What you have to do ▸ Omit all images. Transcribe the rest of the material below exactly.

Supplied material ▸
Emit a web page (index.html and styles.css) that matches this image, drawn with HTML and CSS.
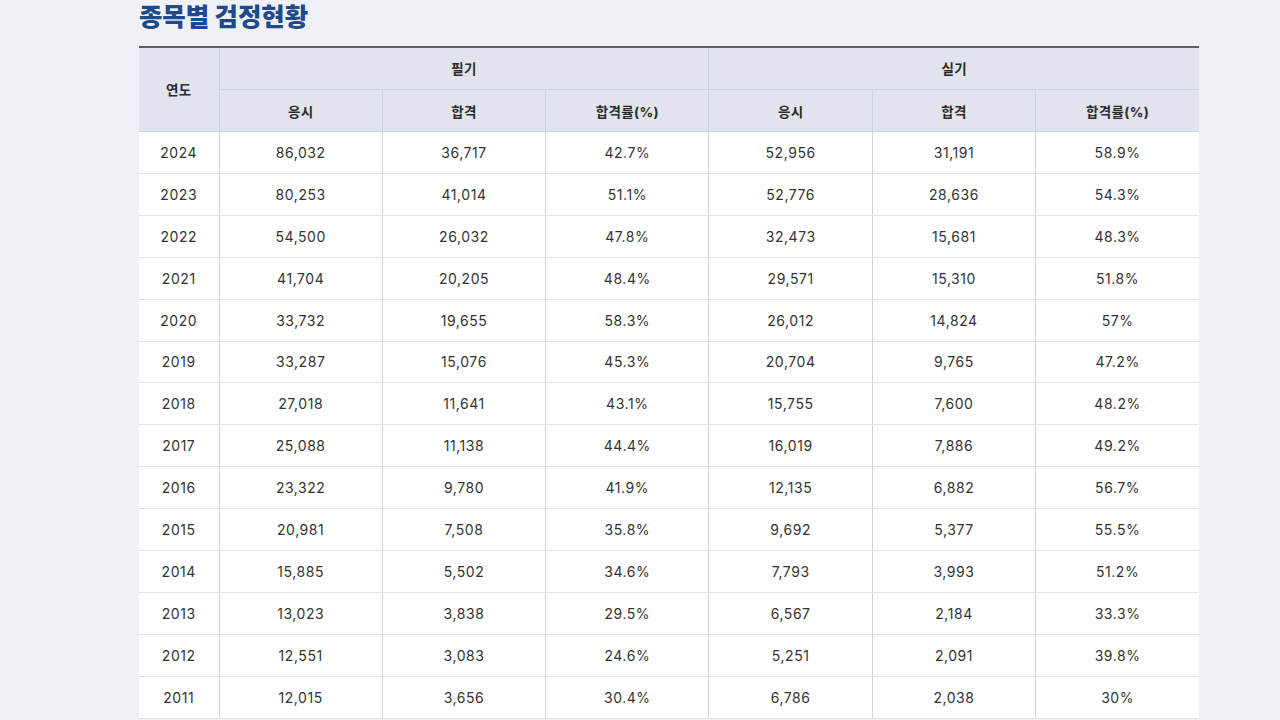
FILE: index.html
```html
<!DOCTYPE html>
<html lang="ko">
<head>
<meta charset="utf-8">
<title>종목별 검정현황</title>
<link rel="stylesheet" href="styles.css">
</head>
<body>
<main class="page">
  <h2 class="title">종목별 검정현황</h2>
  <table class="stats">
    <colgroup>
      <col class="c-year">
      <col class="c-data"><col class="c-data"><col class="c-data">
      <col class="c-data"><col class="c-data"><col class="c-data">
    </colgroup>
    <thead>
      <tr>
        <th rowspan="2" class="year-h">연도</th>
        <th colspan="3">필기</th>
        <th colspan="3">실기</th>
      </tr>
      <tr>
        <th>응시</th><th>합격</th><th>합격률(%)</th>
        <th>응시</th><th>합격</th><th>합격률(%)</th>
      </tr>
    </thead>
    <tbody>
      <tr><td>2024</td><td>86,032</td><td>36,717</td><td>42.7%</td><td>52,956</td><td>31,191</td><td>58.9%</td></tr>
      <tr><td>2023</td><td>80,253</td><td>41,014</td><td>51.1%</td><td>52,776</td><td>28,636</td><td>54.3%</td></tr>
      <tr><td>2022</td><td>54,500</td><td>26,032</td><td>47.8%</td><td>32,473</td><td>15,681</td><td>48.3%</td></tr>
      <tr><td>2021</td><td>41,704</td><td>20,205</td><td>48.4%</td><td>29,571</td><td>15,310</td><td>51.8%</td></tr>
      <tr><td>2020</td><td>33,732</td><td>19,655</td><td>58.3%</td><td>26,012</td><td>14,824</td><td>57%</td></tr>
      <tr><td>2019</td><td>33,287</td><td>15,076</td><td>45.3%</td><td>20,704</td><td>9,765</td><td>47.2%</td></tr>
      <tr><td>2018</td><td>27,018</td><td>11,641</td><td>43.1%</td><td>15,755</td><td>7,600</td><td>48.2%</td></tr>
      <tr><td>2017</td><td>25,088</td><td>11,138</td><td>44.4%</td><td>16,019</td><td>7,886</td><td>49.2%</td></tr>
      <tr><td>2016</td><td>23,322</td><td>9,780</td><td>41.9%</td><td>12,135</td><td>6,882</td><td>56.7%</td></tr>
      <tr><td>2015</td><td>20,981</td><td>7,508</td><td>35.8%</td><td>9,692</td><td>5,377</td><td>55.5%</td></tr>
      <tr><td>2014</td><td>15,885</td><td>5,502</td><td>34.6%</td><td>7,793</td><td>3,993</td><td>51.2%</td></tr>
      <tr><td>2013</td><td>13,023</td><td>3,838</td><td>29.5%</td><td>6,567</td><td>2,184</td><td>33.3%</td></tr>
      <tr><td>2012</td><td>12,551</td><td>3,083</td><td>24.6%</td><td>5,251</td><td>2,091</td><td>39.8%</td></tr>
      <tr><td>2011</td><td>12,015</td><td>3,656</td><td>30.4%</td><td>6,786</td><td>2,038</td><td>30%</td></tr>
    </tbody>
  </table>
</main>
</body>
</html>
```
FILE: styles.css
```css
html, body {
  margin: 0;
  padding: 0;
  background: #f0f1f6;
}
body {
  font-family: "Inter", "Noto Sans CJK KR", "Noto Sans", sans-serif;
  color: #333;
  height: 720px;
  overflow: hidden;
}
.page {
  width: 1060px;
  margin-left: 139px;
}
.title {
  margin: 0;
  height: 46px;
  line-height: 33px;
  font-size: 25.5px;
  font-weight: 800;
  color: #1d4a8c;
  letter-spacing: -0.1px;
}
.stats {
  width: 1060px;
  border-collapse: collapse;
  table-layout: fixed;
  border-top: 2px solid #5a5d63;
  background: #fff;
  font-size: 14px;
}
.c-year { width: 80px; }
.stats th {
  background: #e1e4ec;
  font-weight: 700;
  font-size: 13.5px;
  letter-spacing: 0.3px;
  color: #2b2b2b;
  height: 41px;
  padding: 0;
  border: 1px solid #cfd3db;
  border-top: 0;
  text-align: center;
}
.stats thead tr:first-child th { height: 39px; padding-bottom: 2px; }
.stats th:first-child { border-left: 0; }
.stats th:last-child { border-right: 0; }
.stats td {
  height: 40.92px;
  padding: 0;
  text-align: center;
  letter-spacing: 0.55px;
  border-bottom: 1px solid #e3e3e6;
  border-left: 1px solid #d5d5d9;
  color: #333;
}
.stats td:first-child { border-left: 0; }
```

Answer to the task ▸
Emit a web page (index.html and styles.css) that matches this image, drawn with HTML and CSS.
FILE: index.html
```html
<!DOCTYPE html>
<html lang="ko">
<head>
<meta charset="utf-8">
<title>종목별 검정현황</title>
<link rel="stylesheet" href="styles.css">
</head>
<body>
<main class="page">
  <h2 class="title">종목별 검정현황</h2>
  <table class="stats">
    <colgroup>
      <col class="c-year">
      <col class="c-data"><col class="c-data"><col class="c-data">
      <col class="c-data"><col class="c-data"><col class="c-data">
    </colgroup>
    <thead>
      <tr>
        <th rowspan="2" class="year-h">연도</th>
        <th colspan="3">필기</th>
        <th colspan="3">실기</th>
      </tr>
      <tr>
        <th>응시</th><th>합격</th><th>합격률(%)</th>
        <th>응시</th><th>합격</th><th>합격률(%)</th>
      </tr>
    </thead>
    <tbody>
      <tr><td>2024</td><td>86,032</td><td>36,717</td><td>42.7%</td><td>52,956</td><td>31,191</td><td>58.9%</td></tr>
      <tr><td>2023</td><td>80,253</td><td>41,014</td><td>51.1%</td><td>52,776</td><td>28,636</td><td>54.3%</td></tr>
      <tr><td>2022</td><td>54,500</td><td>26,032</td><td>47.8%</td><td>32,473</td><td>15,681</td><td>48.3%</td></tr>
      <tr><td>2021</td><td>41,704</td><td>20,205</td><td>48.4%</td><td>29,571</td><td>15,310</td><td>51.8%</td></tr>
      <tr><td>2020</td><td>33,732</td><td>19,655</td><td>58.3%</td><td>26,012</td><td>14,824</td><td>57%</td></tr>
      <tr><td>2019</td><td>33,287</td><td>15,076</td><td>45.3%</td><td>20,704</td><td>9,765</td><td>47.2%</td></tr>
      <tr><td>2018</td><td>27,018</td><td>11,641</td><td>43.1%</td><td>15,755</td><td>7,600</td><td>48.2%</td></tr>
      <tr><td>2017</td><td>25,088</td><td>11,138</td><td>44.4%</td><td>16,019</td><td>7,886</td><td>49.2%</td></tr>
      <tr><td>2016</td><td>23,322</td><td>9,780</td><td>41.9%</td><td>12,135</td><td>6,882</td><td>56.7%</td></tr>
      <tr><td>2015</td><td>20,981</td><td>7,508</td><td>35.8%</td><td>9,692</td><td>5,377</td><td>55.5%</td></tr>
      <tr><td>2014</td><td>15,885</td><td>5,502</td><td>34.6%</td><td>7,793</td><td>3,993</td><td>51.2%</td></tr>
      <tr><td>2013</td><td>13,023</td><td>3,838</td><td>29.5%</td><td>6,567</td><td>2,184</td><td>33.3%</td></tr>
      <tr><td>2012</td><td>12,551</td><td>3,083</td><td>24.6%</td><td>5,251</td><td>2,091</td><td>39.8%</td></tr>
      <tr><td>2011</td><td>12,015</td><td>3,656</td><td>30.4%</td><td>6,786</td><td>2,038</td><td>30%</td></tr>
    </tbody>
  </table>
</main>
</body>
</html>
```
FILE: styles.css
```css
html, body {
  margin: 0;
  padding: 0;
  background: #f0f1f6;
}
body {
  font-family: "Inter", "Noto Sans CJK KR", "Noto Sans", sans-serif;
  color: #333;
  height: 720px;
  overflow: hidden;
}
.page {
  width: 1060px;
  margin-left: 139px;
}
.title {
  margin: 0;
  height: 46px;
  line-height: 33px;
  font-size: 25.5px;
  font-weight: 800;
  color: #1d4a8c;
  letter-spacing: -0.1px;
}
.stats {
  width: 1060px;
  border-collapse: collapse;
  table-layout: fixed;
  border-top: 2px solid #5a5d63;
  background: #fff;
  font-size: 14px;
}
.c-year { width: 80px; }
.stats th {
  background: #e1e4ec;
  font-weight: 700;
  font-size: 13.5px;
  letter-spacing: 0.3px;
  color: #2b2b2b;
  height: 41px;
  padding: 0;
  border: 1px solid #cfd3db;
  border-top: 0;
  text-align: center;
}
.stats thead tr:first-child th { height: 39px; padding-bottom: 2px; }
.stats th:first-child { border-left: 0; }
.stats th:last-child { border-right: 0; }
.stats td {
  height: 40.92px;
  padding: 0;
  text-align: center;
  letter-spacing: 0.55px;
  border-bottom: 1px solid #e3e3e6;
  border-left: 1px solid #d5d5d9;
  color: #333;
}
.stats td:first-child { border-left: 0; }
```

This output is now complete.